O
desafio da imagem, neste caso como noutros, coloca-nos diante do que
somos; e muito do que julgamos ver é menos do que sabemos. Sabemos
sempre mais do que aquilo que vemos através do olhar. E contudo a
dimensão plurisignificante das coisas que nos cercam, podendo
accionar memórias e saberes para além delas, tem em si mesma
aspectos inacessíveis ou estranhos.
O
que vejo aqui, tudo o que já entrou para dentro do meu olhar, pode
reduzir-se a um indeterminado conjunto de pessoas que não sei quem
são nem o que fazem. Seguram, em jeito de espera, talvez sacos de
compras, recolhas. É gente de uma certa margem, depende talvez de
entregas contra o alarme, e julgo que algumas das figuras a quem o
enquadramento decepou as cabeças olham contudo para restos amolgados
de sacos de plástico ou algo que perdeu
utilidade, sentido, função: são formas abandonadas e que para mim
quase não têm nome, enchem de fragmentos brancos a mediana do
campo, estão quase perto de quem olha e sobre o empedrado
aparentemente granítico da rua. Não sei onde estou, não há
definição suficiente, nem nas pedras, nem nos despojos brancos, nem
na cadeia de pessoas cuja pausa ou acção se indetermina: é um
fragmento do quotidiano que o meu olhar me permite apontar aqui e
além, mas não através de nomes do ser e do fazer. O que sei é
mais do que vejo. E contudo estou manietado aquém do que vejo. É
nestas condições que o homem parece confrontar-se com uma penosa
condição de cegueira,
dir-se-á que mal consegue congregar os sentidos objectivos, comuns a
toda a cena, das imagens
exteriores a si. A mim.
Rocha
de Sousa
4 comentários:
Um texto muito interessante, observador e filosófico.

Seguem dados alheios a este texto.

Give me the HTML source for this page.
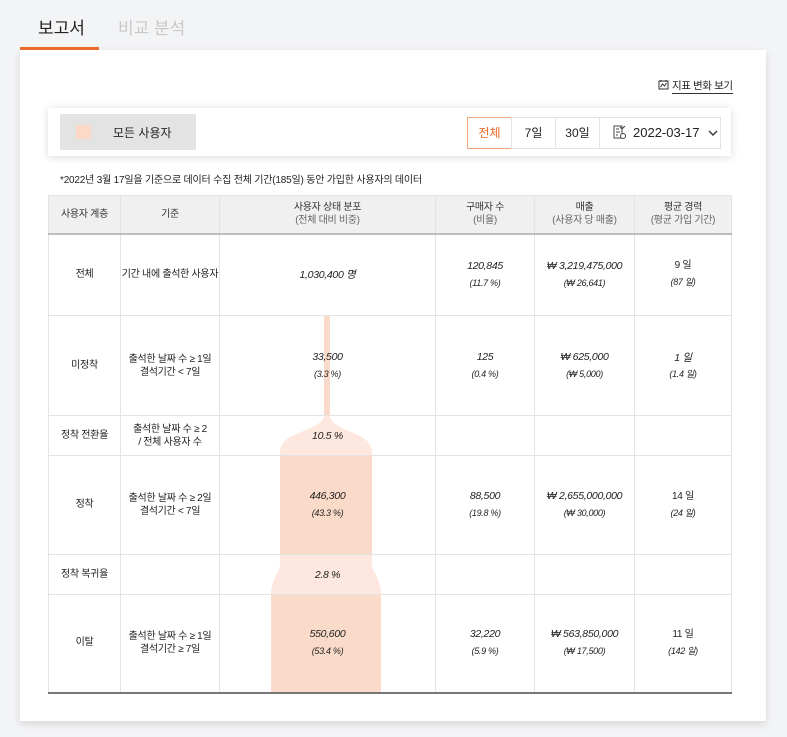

Boa solução para uma fotografia enigmática, passível de várias interpretações.
Pois é.
Sabemos sempre mais do que o que vemos e, quantas vezes, o que sabemos não chega para sabermos o que vemos.
Acho muito interessante, no interessante texto, o desprezo ou a desatenção relativamente aos sapatos sem pés que os calcem. Ali, em exposição quase de desafio: calcem-nos!
E que sabemos nós do que os olhos dos outros vêem e traduzem em palavras?
Também gostei muito, de andar à volta do olhar, do que sabemos e do que adivinhamos. O que nos questiona. E cega, de explicação cabal.